Buy property with multiple uses, which meets the current and forseeable market demand. Its one thing to invest in a property for one reason .. and return is a good reason .. but it must have upside as well. And flexibility. Once divided so many times .. and beyond its feasible use, a property no longer presents as a good investment.To factor that back into what i wrote in the first paragraph .. my father's second major invest was a block of units in a then outer suburb of Bentleigh (1970) which was returning a healthy 12% (wouldnt you LOVE to turn the clock back on that one!). And yet .. 28 years later when it came to the time to sell .. he sold it to a developer who wasnt scared by the rotting wood in the windows (a major expense). For my father at the time .. it would have been prohibitively expensive to do all the windows and it was just easier to sell.

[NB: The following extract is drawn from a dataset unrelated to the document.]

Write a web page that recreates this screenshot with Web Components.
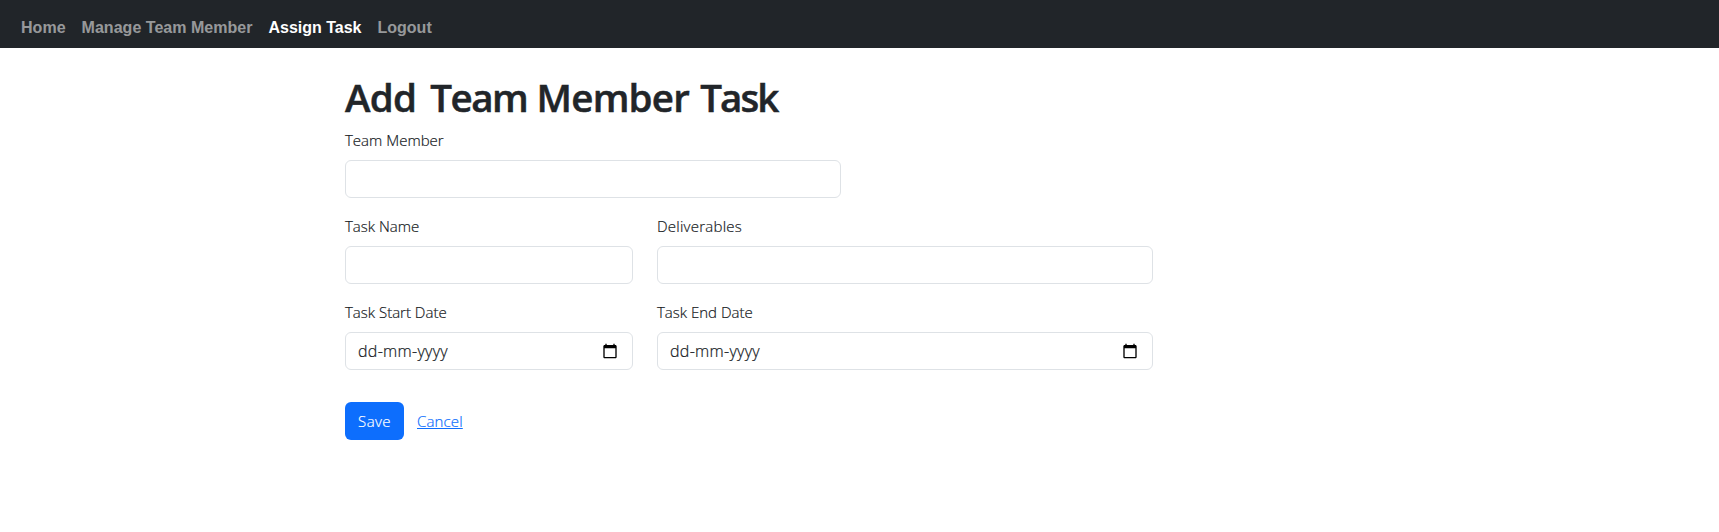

The developer strata'd the block and resold them as rendered and renovated, making a quick and tidy buck. So there was a little money for everyone out of that deal.
There is a lot to learn from that deal. Bought as a positively geared cash cow (it was returning above and beyond its loan amount from day one) there was a time when even as a lucrative cash cow it was time to sell. And it hasnt stopped him from making more and extended purchases. Also .. leaving a little money in the deal made it easier to sell.
Summary .. if you are sitting on an investment and its only returning 2.4-3.2% (and a lot of inner city property has reached this level) and you are borrowing on min 6% (making sure that the property is negatively geared (= A LOSS) from day one) and the land value is rising to close to the apportioned property value (making sure that you'll be paying land tax on your overall portfolio at the higher rates) then the question comes back .. WHY ARE YOU INVESTING IN A STRATEGIC PROPERTY SOLUTION THAT DOESNT WORK?